Sadly, Mr Mudrovcich in his misguided endeavour to built a replica [sic] of Richard Pearse's machine simply adds to the large volume of misinformation that already exists about Pearse and his first aeroplane.
Those interested in a true, properly researched account could do worse than refer to this writer's chapter eight of Volume One of A Passion For Flight published last year.
It would take a small essay to correct all of Mr Mudrovcich's misinformation and put him straight about 'technical realities', suffice it to say here that:
(a) Pearse stated in 1909 that he did not do anything practical about his aeroplane until 1904. He repeated as much in 1915, 1928 and 1943 - so no celebration possible then of a 1903 flight attempt by Pearse.

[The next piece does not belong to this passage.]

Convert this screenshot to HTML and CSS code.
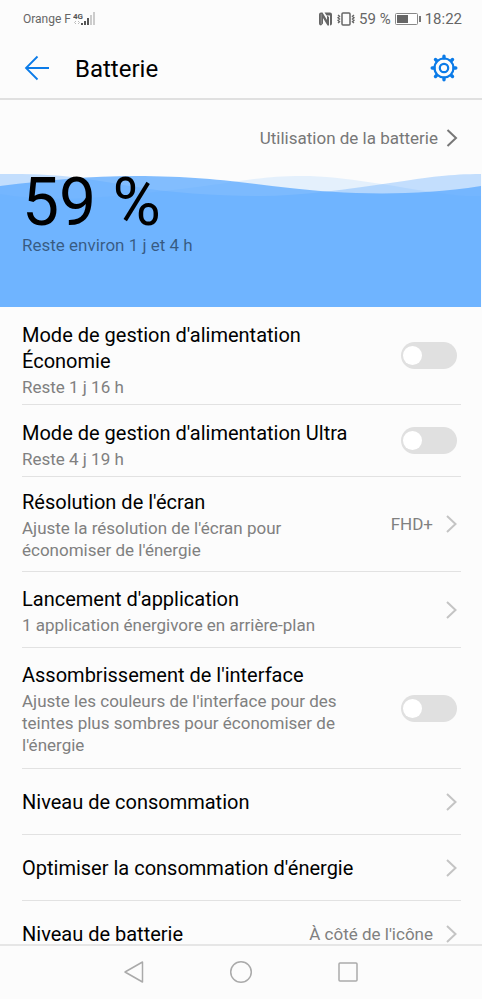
FILE: index.html
```html
<!DOCTYPE html>
<html lang="fr">
<head>
<meta charset="utf-8">
<meta name="viewport" content="width=device-width, initial-scale=1">
<title>Batterie</title>
<link rel="stylesheet" href="styles.css">
</head>
<body>
<div class="status">
  <div class="status-group status-network">
    <span class="carrier">Orange F</span>
    <svg class="signal" width="24" height="16" viewBox="0 0 24 16" aria-hidden="true">
      <text class="net" x="0" y="8">4G</text>
      <path d="M3 10l-1.500 1.500L3 13M5 10l1.500 1.500L5 13" fill="none" stroke="#bbb"/>
      <path d="M8 12h2v2H8zM11 10h2v4h-2zM14 7h2v7h-2z" fill="#555"/>
      <path d="M17 4h2v10h-2zM20 1h2v13h-2z" fill="#ccc"/>
    </svg>
  </div>
  <div class="status-group">
    <svg width="15" height="16" viewBox="0 0 15 16" aria-hidden="true">
      <path d="M1 3.500Q1 1.500 3 1.500h1.500l4.500 7.500V4.500l2 1.500v8.500H9.500L5 7v5.500L3 14.500Q1 14.500 1 12.500z" fill="#666"/>
      <path d="M6.500 1.500H12q2 0 2 2v9q0 2-2 2V4.500H8.500z" fill="#666"/>
      <path d="M3.200 3v10" stroke="#aaa" stroke-width=".7"/>
    </svg>
    <svg class="vibrate" width="18" height="16" viewBox="0 0 18 16" aria-hidden="true">
      <rect x="5" y="2" width="8" height="12" rx="1" fill="none" stroke="#666" stroke-width="1.500"/>
      <path d="M1 4l1.500 1.300L1 6.700 2.500 8 1 9.300l1.500 1.400L1 12M17 4l-1.500 1.300L17 6.700 15.500 8 17 9.300l-1.500 1.400L17 12" fill="none" stroke="#666" stroke-width="1.400"/>
    </svg>
    <span>59&nbsp;%</span>
    <svg class="cell" width="26" height="12" viewBox="0 0 26 12" aria-hidden="true">
      <rect x=".5" y=".5" width="22" height="11" rx="1" fill="#fff" stroke="#888"/>
      <path d="M2 2h11v8H2z" fill="#666"/>
      <path d="M24 3h2v6h-2z" fill="#777"/>
    </svg>
    <span>18:22</span>
  </div>
</div>

<header class="header">
  <button class="icon-button" type="button" aria-label="Retour">
    <svg width="26" height="26" viewBox="0 0 26 26" aria-hidden="true">
      <path d="M13.500 1.500L2 13l11.500 11.500M2 13h23" fill="none" stroke="#0b7be8" stroke-width="1.800"/>
    </svg>
  </button>
  <h1>Batterie</h1>
  <button class="icon-button" type="button" aria-label="Paramètres">
    <svg width="28" height="28" viewBox="-14 -14 28 28" aria-hidden="true">
      <g fill="none" stroke="#0b7be8" stroke-width="2.200">
        <circle r="9.500"/>
        <circle r="4.200"/>
      </g>
      <path d="M0-11.800V-10M0 11.800V10M-11.800 0H-10M11.800 0H10M-8.500-8.500L-7.500-7.500M8.500 8.500L7.500 7.500M8.500-8.500L7.500-7.500M-8.500 8.500L-7.500 7.500" stroke="#0b7be8" stroke-width="3.400" stroke-linecap="round"/>
    </svg>
  </button>
</header>

<main class="content">
  <section class="hero">
    <a class="usage" href="#utilisation">Utilisation de la batterie
      <svg width="12" height="18" viewBox="0 0 12 18" aria-hidden="true"><path d="M1.500 1l8.500 8-8.500 8" fill="none" stroke="#777" stroke-width="2"/></svg>
    </a>
    <div class="tank">
      <svg class="waves" viewBox="0 0 481 137" preserveAspectRatio="none" aria-hidden="true">
        <g fill="#58a7ff">
          <path fill-opacity=".14" d="M0 24C60 34 120 26 180 19S260 6 302 6s95 11 130 16 35 4 49 4V137H0z"/>
          <path fill-opacity=".35" d="M0 4C60 3 90 9 130 16S220 26 260 26s90-7 130-13 61-9 91-9V137H0z"/>
          <path fill-opacity=".74" d="M0 16C50 10 90 6 135 6c70 0 110 7 155 12s115 10 191-2V137H0z"/>
        </g>
      </svg>
      <p class="percent">59&nbsp;%</p>
      <p class="remaining">Reste environ 1 j et 4 h</p>
    </div>
  </section>

  <ul class="list">
    <li class="row row-mode">
      <label class="text" for="eco"><span class="title">Mode de gestion d'alimentation Économie</span><span class="sub">Reste 1 j 16 h</span></label>
      <input class="switch" id="eco" type="checkbox" role="switch">
    </li>
    <li class="row row-mode">
      <label class="text" for="ultra"><span class="title">Mode de gestion d'alimentation Ultra</span><span class="sub">Reste 4 j 19 h</span></label>
      <input class="switch" id="ultra" type="checkbox" role="switch">
    </li>
    <li><a class="row row-tight" href="#resolution">
      <span class="text"><span class="title">Résolution de l'écran</span><span class="sub">Ajuste la résolution de l'écran pour économiser de l'énergie</span></span>
      <span class="value">FHD+</span>
      <svg class="chevron" width="12" height="18" viewBox="0 0 12 18" aria-hidden="true"><path d="M2 1l8.500 8L2 17"/></svg>
    </a></li>
    <li><a class="row" href="#lancement">
      <span class="text"><span class="title">Lancement d'application</span><span class="sub">1 application énergivore en arrière-plan</span></span>
      <svg class="chevron" width="12" height="18" viewBox="0 0 12 18" aria-hidden="true"><path d="M2 1l8.500 8L2 17"/></svg>
    </a></li>
    <li class="row row-tall">
      <label class="text" for="sombre"><span class="title">Assombrissement de l'interface</span><span class="sub">Ajuste les couleurs de l'interface pour des teintes plus sombres pour économiser de l'énergie</span></label>
      <input class="switch" id="sombre" type="checkbox" role="switch">
    </li>
    <li><a class="row row-single" href="#niveau">
      <span class="text title">Niveau de consommation</span>
      <svg class="chevron" width="12" height="18" viewBox="0 0 12 18" aria-hidden="true"><path d="M2 1l8.500 8L2 17"/></svg>
    </a></li>
    <li><a class="row row-single" href="#optimiser">
      <span class="text title">Optimiser la consommation d'énergie</span>
      <svg class="chevron" width="12" height="18" viewBox="0 0 12 18" aria-hidden="true"><path d="M2 1l8.500 8L2 17"/></svg>
    </a></li>
    <li><a class="row row-single" href="#affichage">
      <span class="text title">Niveau de batterie</span>
      <span class="value">À côté de l'icône</span>
      <svg class="chevron" width="12" height="18" viewBox="0 0 12 18" aria-hidden="true"><path d="M2 1l8.500 8L2 17"/></svg>
    </a></li>
  </ul>
</main>

<nav class="navbar" aria-label="Navigation système">
  <button class="icon-button" type="button" aria-label="Précédent">
    <svg width="22" height="24" viewBox="0 0 22 24" aria-hidden="true"><path d="M19.500 2v20L2 12z"/></svg>
  </button>
  <button class="icon-button" type="button" aria-label="Accueil">
    <svg width="24" height="24" viewBox="0 0 24 24" aria-hidden="true"><circle cx="12" cy="12" r="10.300"/></svg>
  </button>
  <button class="icon-button" type="button" aria-label="Applications récentes">
    <svg width="22" height="24" viewBox="0 0 22 24" aria-hidden="true"><rect x="2" y="3" width="18" height="18" rx="1"/></svg>
  </button>
</nav>
</body>
</html>
```
FILE: styles.css
```css
* {
  box-sizing: border-box;
}

body {
  margin: 0;
  height: 100vh;
  display: flex;
  flex-direction: column;
  background: #fcfcfc;
  color: #000;
  font-family: Roboto, "Liberation Sans", sans-serif;
}

h1,
p,
ul {
  margin: 0;
  padding: 0;
  font-weight: 400;
}

ul {
  list-style: none;
}

a {
  color: inherit;
  text-decoration: none;
}

svg {
  display: block;
  flex: none;
}

.icon-button {
  display: block;
  padding: 0;
  border: 0;
  background: none;
}

.status {
  flex: none;
  display: flex;
  justify-content: space-between;
  align-items: center;
  height: 37px;
  padding: 0 20px 0 23px;
  color: #666;
  font-size: 15px;
}

.status-group {
  display: flex;
  align-items: center;
  gap: 4px;
}

.status-network {
  gap: 2px;
}

.carrier {
  font-size: 12px;
}

.net {
  font-size: 8px;
  font-weight: 700;
  fill: #555;
}

.header {
  flex: none;
  display: flex;
  align-items: center;
  gap: 25px;
  height: 63px;
  padding: 0 24px;
  border-bottom: 2px solid #e0e0e0;
}

.header h1 {
  flex: 1;
  padding-top: 3px;
  font-size: 24px;
  line-height: 32px;
}

.content {
  flex: 1;
  min-height: 0;
  overflow-y: auto;
  scrollbar-width: none;
}

.usage {
  display: flex;
  justify-content: flex-end;
  align-items: center;
  gap: 8px;
  height: 70px;
  padding: 6px 24px 0 0;
  color: #777;
  font-size: 17px;
}

.tank {
  position: relative;
  height: 137px;
  margin-right: 1px;
  padding: 0 22px;
}

.waves {
  position: absolute;
  inset: 0;
  width: 100%;
  height: 100%;
}

.percent {
  position: relative;
  font-size: 66px;
  line-height: 66px;
}

.remaining {
  position: relative;
  color: rgba(0, 0, 0, 0.5);
  font-size: 17px;
  line-height: 18px;
}

.list {
  padding: 0 21px 0 22px;
}

.row {
  display: flex;
  align-items: center;
  padding-right: 4px;
  border-bottom: 1px solid #e2e2e2;
}

.text {
  flex: 1;
  margin-right: 20px;
  padding: 14px 0 11px;
}

.row-mode .text {
  padding: 15px 0 6px;
}

.row-tight .text {
  padding: 12px 0 10px;
}

.row-tall .text {
  padding: 14px 0 12px;
}

.row-single {
  min-height: 66px;
}

.row-single .text {
  padding: 0;
}

.title {
  display: block;
  font-size: 20px;
  line-height: 26px;
}

.sub {
  display: block;
  margin-top: 2px;
  color: #808080;
  font-size: 17px;
  line-height: 22px;
}

.value {
  margin-right: 12px;
  color: #808080;
  font-size: 17px;
}

.chevron {
  fill: none;
  stroke: #c4c4c4;
  stroke-width: 2;
}

.switch {
  appearance: none;
  flex: none;
  display: flex;
  align-items: center;
  width: 56px;
  height: 27px;
  margin: 0;
  padding: 0 2px;
  border-radius: 14px;
  background: #e0e0e0;
}

.switch::before {
  content: "";
  width: 19px;
  height: 19px;
  border-radius: 50%;
  background: #fff;
}

.switch:checked {
  justify-content: flex-end;
  background: #0b7be8;
}

.navbar {
  flex: none;
  display: flex;
  justify-content: center;
  align-items: center;
  gap: 84px;
  height: 55px;
  padding-bottom: 2px;
  border-top: 2px solid #e6e6e6;
}

.navbar svg {
  fill: none;
  stroke: #aaa;
  stroke-width: 1.5;
  stroke-linejoin: round;
}
```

(b) Mr Mudrovcich falls into a common error in assuming that drawings in Pearse's 1906-1907 patent represent a 'plan' but these, as in most patents of the time, simply represent a concept, which in Pearse's case changed somewhat over the ensuring years leading up to November 1909 when he finally got around to making his first flight attempt. No plans, drawings or photographs of the aeroplane Pearse actually built are known to have survived. It is therefore nonsense to state that the Mudrovcich machine is a replica: it patently is not and cannot be.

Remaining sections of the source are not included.